L’oracle le plus rapproché de cette promesse messianique appartient déjà au temps du dernier siège de Jérusalem. Le rôle que Jérémie eut alors à jouer était tout autre que celui d’Isaïe en pareille occasion quand l’armée de Sennachérib avait bloqué la ville (701). Celui-ci pouvait annoncer la défaite certaine de l’ennemi ; celui-là devait prédire la conquête inévitable de Jérusalem, xxi, 1 sq., xxxiv. Jérémie s’attira par là même les pires persécutions, xxxvii-xxxviii. Il eut au moins la consolation de recevoir à nouveau de Jahvé, et d’une façon pour ainsi dire palpable, l’assurance que la ruine imminente de la ville sainte et de l'État théocratique ne serait pas la fin d’Israël, xxxii-xxxiii. Au moment où le siège touchait à sa fin, Jahvé lui ordonna d’acheter un champ à Anathoth.
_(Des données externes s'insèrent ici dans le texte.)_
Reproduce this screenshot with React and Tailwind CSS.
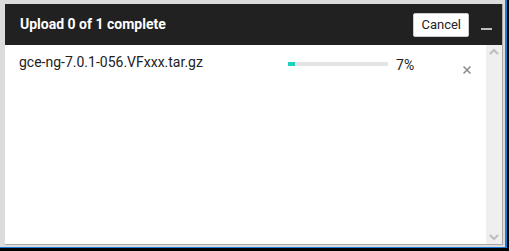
import React from 'react';

// Upload progress panel
export default function App() {
    const uploads = [{ name: 'gce-ng-7.0.1-056.VFxxx.tar.gz', pct: 7 }];

    return (
        <div className="w-[509px] h-[251px] bg-black flex flex-col overflow-hidden" style={{ fontFamily: 'Roboto, "Liberation Sans", sans-serif' }}>
            <div className="w-[507px] h-[248px] bg-[#1a7ad8] flex flex-col">
                <div className="w-[505px] h-[247px] bg-[#dcdcdc] flex flex-col pt-[4px] pl-[5px] pr-[2px] pb-[2px]">
                    <div className="flex-1 flex flex-col bg-white border-r border-b border-[#a8a8a8]">
                        {/* Header */}
                        <div className="h-[41px] bg-[#212121] flex items-center pl-[15px] pr-[10px]">
                            <span className="text-white font-bold text-[14px] flex-1">Upload 0 of 1 complete</span>
                            <button className="h-[24px] px-[7px] bg-white border border-[#ccc] rounded-[2px] text-[13px] text-[#222]">Cancel</button>
                            <span className="ml-[12px] mt-[9px] w-[11px] h-[2px] bg-[#bdbdbd]"></span>
                        </div>
                        {/* Body */}
                        <div className="flex-1 flex">
                            <div className="flex-1 flex flex-col">
                                {uploads.map(u => (
                                    <div key={u.name} className="flex items-start h-[40px] pl-[14px]">
                                        <span className="mt-[7px] text-[14px] text-[#222] w-[269px]">{u.name}</span>
                                        <div className="mt-[17px] w-[100px] h-[4px] bg-[#e4e4e4]">
                                            <div className="h-full bg-[#1fcfbf]" style={{ width: `${u.pct}%` }}></div>
                                        </div>
                                        <span className="ml-[8px] mt-[10px] text-[14px] text-[#222]">{u.pct}%</span>
                                        <svg className="ml-[49px] mt-[21px]" width="8" height="8" viewBox="0 0 8 8">
                                            <path d="M0.5 0.5 L7.5 7.5 M7.5 0.5 L0.5 7.5" stroke="#8a8a8a" strokeWidth="1.5" fill="none" />
                                        </svg>
                                    </div>
                                ))}
                            </div>
                            {/* Scrollbar */}
                            <div className="w-[16px] bg-[#efefef] flex flex-col justify-between items-center py-[3px]">
                                <svg width="10" height="8" viewBox="0 0 10 8"><path d="M1 6 L5 2 L9 6" stroke="#bdbdbd" strokeWidth="2" fill="none" /></svg>
                                <svg width="10" height="8" viewBox="0 0 10 8"><path d="M1 2 L5 6 L9 2" stroke="#bdbdbd" strokeWidth="2" fill="none" /></svg>
                            </div>
                        </div>
                    </div>
                </div>
            </div>
        </div>
    );
}
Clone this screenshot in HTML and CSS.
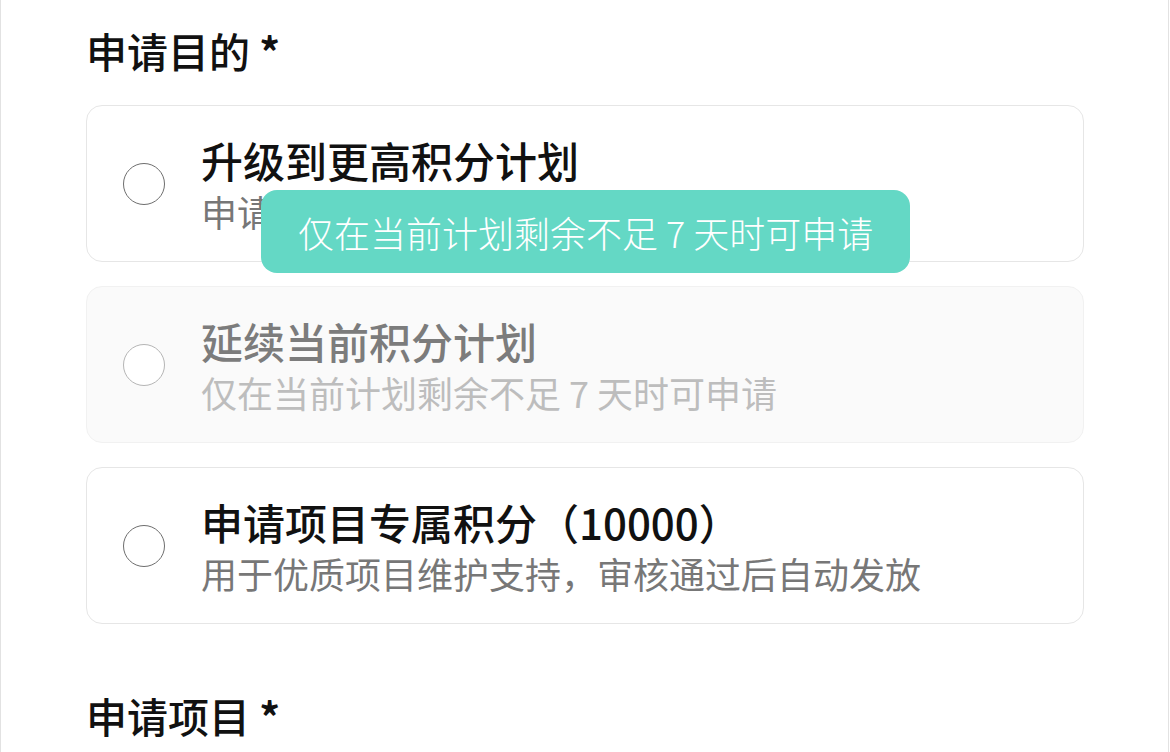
FILE: index.html
```html
<!DOCTYPE html>
<html lang="zh-CN">
<head>
    <meta charset="UTF-8">
    <title>申请目的</title>
    <link rel="stylesheet" href="styles.css">
</head>
<body>
    <div class="page">
        <section class="field">
            <h2 class="field-label">申请目的 <span class="req">*</span></h2>
            <div class="options">
                <label class="option has-tip">
                    <span class="radio"></span>
                    <span class="option-text">
                        <span class="option-title">升级到更高积分计划</span>
                        <span class="option-desc">申请更高额度的积分计划</span>
                    </span>
                    <span class="tip">仅在当前计划剩余不足 7 天时可申请</span>
                </label>
                <label class="option disabled">
                    <span class="radio"></span>
                    <span class="option-text">
                        <span class="option-title">延续当前积分计划</span>
                        <span class="option-desc">仅在当前计划剩余不足 7 天时可申请</span>
                    </span>
                </label>
                <label class="option">
                    <span class="radio"></span>
                    <span class="option-text">
                        <span class="option-title">申请项目专属积分（10000）</span>
                        <span class="option-desc">用于优质项目维护支持，审核通过后自动发放</span>
                    </span>
                </label>
            </div>
        </section>

        <section class="field">
            <h2 class="field-label">申请项目 <span class="req">*</span></h2>
        </section>
    </div>
</body>
</html>
```

FILE: styles.css
```css
body {
    margin: 0;
    padding: 0;
    background-color: #fff;
    font-family: "Noto Sans CJK SC", "Noto Sans", sans-serif;
    color: #111;
}
.page {
    width: 1169px;
    height: 752px;
    border-left: 1px solid #e2e2e2;
    border-right: 1px solid #e2e2e2;
    padding: 22px 84px 0 85px;
    box-sizing: border-box;
    overflow: hidden;
}
.field + .field {
    margin-top: 63px;
}
.field-label {
    margin: 0;
    font-size: 41px;
    line-height: 56px;
    font-weight: 500;
    color: #111;
}
.req {
    font-weight: 700;
}
.options {
    margin-top: 27px;
    display: flex;
    flex-direction: column;
    gap: 24px;
}
.option {
    position: relative;
    display: flex;
    align-items: center;
    gap: 36px;
    height: 157px;
    box-sizing: border-box;
    padding: 0 36px;
    border: 1px solid #e6e6e6;
    border-radius: 16px;
    background-color: #fff;
}
.radio {
    flex: none;
    width: 42px;
    height: 42px;
    box-sizing: border-box;
    border: 1px solid #6e6e6e;
    border-radius: 50%;
    background-color: #fff;
}
.option-text {
    display: flex;
    flex-direction: column;
}
.option-title {
    font-size: 42px;
    line-height: 54px;
    font-weight: 500;
    color: #111;
}
.option-desc {
    font-size: 36px;
    line-height: 48px;
    color: #777;
}
.option.disabled {
    background-color: #fafafa;
    border-color: #f1f1f1;
}
.option.disabled .radio {
    border-color: #b5b5b5;
}
.option.disabled .option-title {
    color: #7c7c7c;
}
.option.disabled .option-desc {
    color: #bdbdbd;
}
.tip {
    position: absolute;
    left: 174px;
    top: 84px;
    z-index: 2;
    height: 83px;
    padding: 0 37px;
    box-sizing: border-box;
    display: flex;
    align-items: center;
    background-color: #64d8c5;
    border-radius: 16px;
    color: #fff;
    font-size: 36px;
    font-weight: 300;
    white-space: nowrap;
}
```
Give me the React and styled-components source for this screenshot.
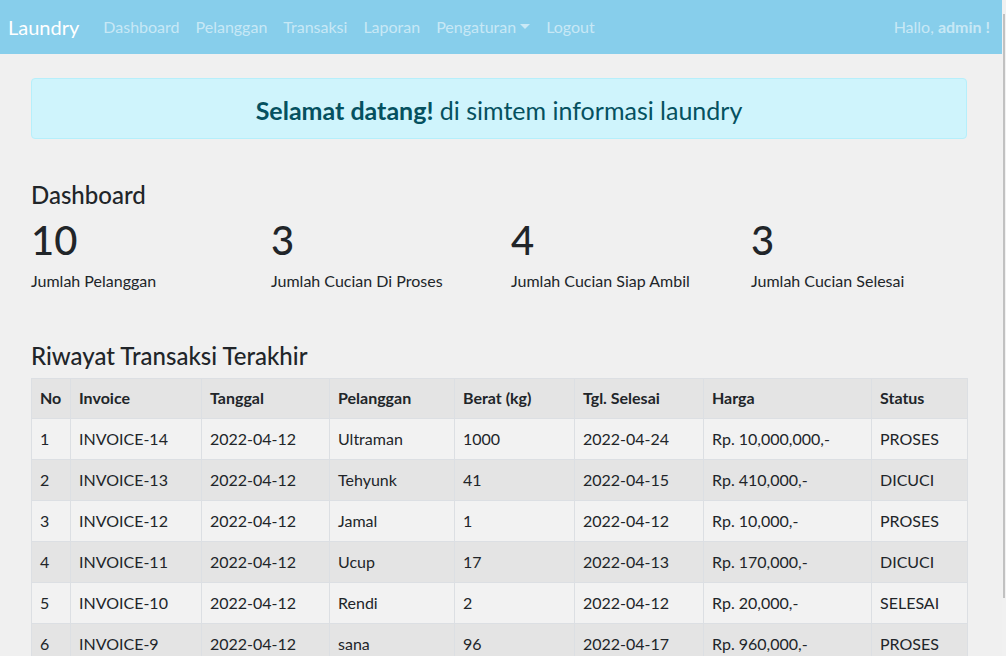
import styled, { createGlobalStyle } from "styled-components";

const GlobalStyle = createGlobalStyle`
  html, body {
    margin: 0;
    padding: 0;
    height: 100%;
    overflow: hidden;
  }
  body {
    background-color: #f0f0f0;
    color: #212529;
    font-family: "Segoe UI", Lato, "Noto Sans", sans-serif;
    font-size: 16px;
    line-height: 1.5;
  }
`;

const Page = styled.div`
  width: 1002px;
`;

const Navbar = styled.nav`
  height: 54px;
  display: flex;
  align-items: center;
  padding: 0 12px 0 8px;
  background-color: #87ceeb;
  box-sizing: border-box;
`;

const Brand = styled.a`
  color: #fff;
  font-size: 20px;
  margin-right: 16px;
  text-decoration: none;
`;

const NavList = styled.ul`
  display: flex;
  list-style: none;
  margin: 0;
  padding: 0;
  flex: 1;
`;

const NavLink = styled.a`
  display: block;
  padding: 0 8px;
  color: rgba(255, 255, 255, 0.55);
  text-decoration: none;

  ${({ $dropdown }) =>
    $dropdown &&
    `
    &::after {
      content: "";
      display: inline-block;
      margin-left: 4px;
      vertical-align: 4px;
      border-top: 5px solid;
      border-left: 5px solid transparent;
      border-right: 5px solid transparent;
    }
  `}
`;

const Greeting = styled.span`
  color: rgba(255, 255, 255, 0.55);

  b {
    font-weight: 700;
  }
`;

const Container = styled.main`
  padding: 24px 35px 0 31px;
`;

const Alert = styled.div`
  height: 61px;
  box-sizing: border-box;
  padding-top: 3px;
  display: flex;
  align-items: center;
  justify-content: center;
  background-color: #cff4fc;
  border: 1px solid #b6effb;
  border-radius: 4px;
  color: #055160;
  font-size: 25px;
  line-height: 1.2;
`;

const Heading = styled.h4`
  margin: ${({ $top }) => $top}px 0 0;
  font-size: 24px;
  font-weight: 500;
  line-height: 1.2;
`;

const Stats = styled.div`
  display: grid;
  grid-template-columns: 240px 240px 240px 1fr;
  margin-top: 6px;
`;

const StatValue = styled.div`
  font-size: 40px;
  font-weight: 500;
  line-height: 1.2;
`;

const StatLabel = styled.div`
  margin-top: 5px;
`;

const Table = styled.table`
  width: 100%;
  margin-top: 7px;
  border-collapse: collapse;
  table-layout: fixed;
`;

const Th = styled.th`
  text-align: left;
  font-weight: 700;
  padding: 7px 8px 8px;
  border: 1px solid #dcdfe3;
  background-color: #e4e4e4;
  line-height: 24px;
`;

const Row = styled.tr`
  background-color: ${({ $odd }) => ($odd ? "#f2f2f2" : "#e4e4e4")};
`;

const Td = styled.td`
  padding: 8px;
  border: 1px solid #dcdfe3;
  line-height: 24px;
  white-space: nowrap;
`;

const Scrollbar = styled.div`
  position: fixed;
  top: 0;
  right: 0;
  width: 4px;
  height: 100%;
  background-color: #f1f1f1;

  &::after {
    content: "";
    position: absolute;
    left: 1px;
    top: 14px;
    width: 2px;
    height: 584px;
    background-color: #c1c1c1;
  }
`;

const columns = [
  { label: "No", width: 39 },
  { label: "Invoice", width: 131 },
  { label: "Tanggal", width: 128 },
  { label: "Pelanggan", width: 125 },
  { label: "Berat (kg)", width: 120 },
  { label: "Tgl. Selesai", width: 129 },
  { label: "Harga", width: 168 },
  { label: "Status", width: 96 },
];

const transactions = [
  ["1", "INVOICE-14", "2022-04-12", "Ultraman", "1000", "2022-04-24", "Rp. 10,000,000,-", "PROSES"],
  ["2", "INVOICE-13", "2022-04-12", "Tehyunk", "41", "2022-04-15", "Rp. 410,000,-", "DICUCI"],
  ["3", "INVOICE-12", "2022-04-12", "Jamal", "1", "2022-04-12", "Rp. 10,000,-", "PROSES"],
  ["4", "INVOICE-11", "2022-04-12", "Ucup", "17", "2022-04-13", "Rp. 170,000,-", "DICUCI"],
  ["5", "INVOICE-10", "2022-04-12", "Rendi", "2", "2022-04-12", "Rp. 20,000,-", "SELESAI"],
  ["6", "INVOICE-9", "2022-04-12", "sana", "96", "2022-04-17", "Rp. 960,000,-", "PROSES"],
];

const stats = [
  { value: 10, label: "Jumlah Pelanggan" },
  { value: 3, label: "Jumlah Cucian Di Proses" },
  { value: 4, label: "Jumlah Cucian Siap Ambil" },
  { value: 3, label: "Jumlah Cucian Selesai" },
];

const menu = ["Dashboard", "Pelanggan", "Transaksi", "Laporan", "Pengaturan", "Logout"];

export default function App() {
  return (
    <Page>
      <GlobalStyle />
      <Navbar>
        <Brand href="#">Laundry</Brand>
        <NavList>
          {menu.map((item) => (
            <li key={item}>
              <NavLink href="#" $dropdown={item === "Pengaturan"}>
                {item}
              </NavLink>
            </li>
          ))}
        </NavList>
        <Greeting>
          Hallo, <b>admin !</b>
        </Greeting>
      </Navbar>

      <Container>
        <Alert>
          <span>
            <b>Selamat datang!</b> di simtem informasi laundry
          </span>
        </Alert>

        <Heading $top={42}>Dashboard</Heading>
        <Stats>
          {stats.map((s) => (
            <div key={s.label}>
              <StatValue>{s.value}</StatValue>
              <StatLabel>{s.label}</StatLabel>
            </div>
          ))}
        </Stats>

        <Heading $top={49}>Riwayat Transaksi Terakhir</Heading>
        <Table>
          <colgroup>
            {columns.map((c) => (
              <col key={c.label} style={{ width: c.width }} />
            ))}
          </colgroup>
          <thead>
            <tr>
              {columns.map((c) => (
                <Th key={c.label}>{c.label}</Th>
              ))}
            </tr>
          </thead>
          <tbody>
            {transactions.map((row, i) => (
              <Row key={row[1]} $odd={i % 2 === 0}>
                {row.map((cell, j) => (
                  <Td key={j}>{cell}</Td>
                ))}
              </Row>
            ))}
          </tbody>
        </Table>
      </Container>
      <Scrollbar />
    </Page>
  );
}
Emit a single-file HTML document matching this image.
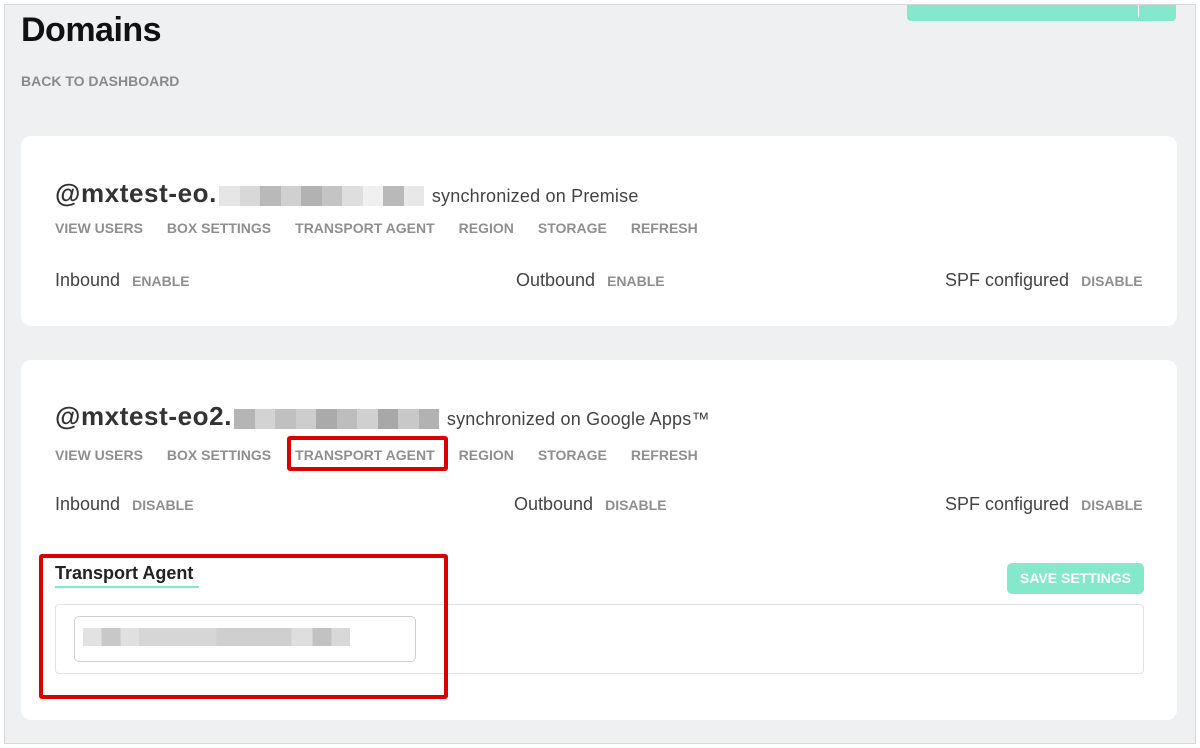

Cet achat devait garantir que, malgré le désastre, le champ garderait sa valeur et par là être un indice symbolique de la restauration d’Israël, xxxii, 1-15. Dans ce sens le Très-Haut accompagna son ordre de promesses sur le retour des Israélites, sur leur séjour tranquille dans la patrie recouvrée, sur leur union inaltérable avec Jahvé qui conclurait avec eux une alliance nouvelle, xxxii, 36-44 ; xxxiii, 1-13. (L’authenticité entière ou substantielle de ces deux passages est assez communément reconnue, voir Condamin, p. 250 ; Volz, p. 301, rejette pourtant la majeure partie des deux et Rothstein, p. 815 sq., fait de même pour le second. Quant aux promesses de xxxiiij 14-26, sur l'état florissant de la royauté et du sacerdoce qui manquent dans le texte grec, les critiques sont assez d’accord pour les placer à l'époque postexilienne. « Les raisons apportées contre l’authenticité de ce morceau ne sont pas péremptoires ; mais, prises dans leur ensemble, elles gardent assez de force pour réduire la conclusion, en cette manière obscure, aux proportions modestes d’une simple probabilité » Condamin, p. 251.)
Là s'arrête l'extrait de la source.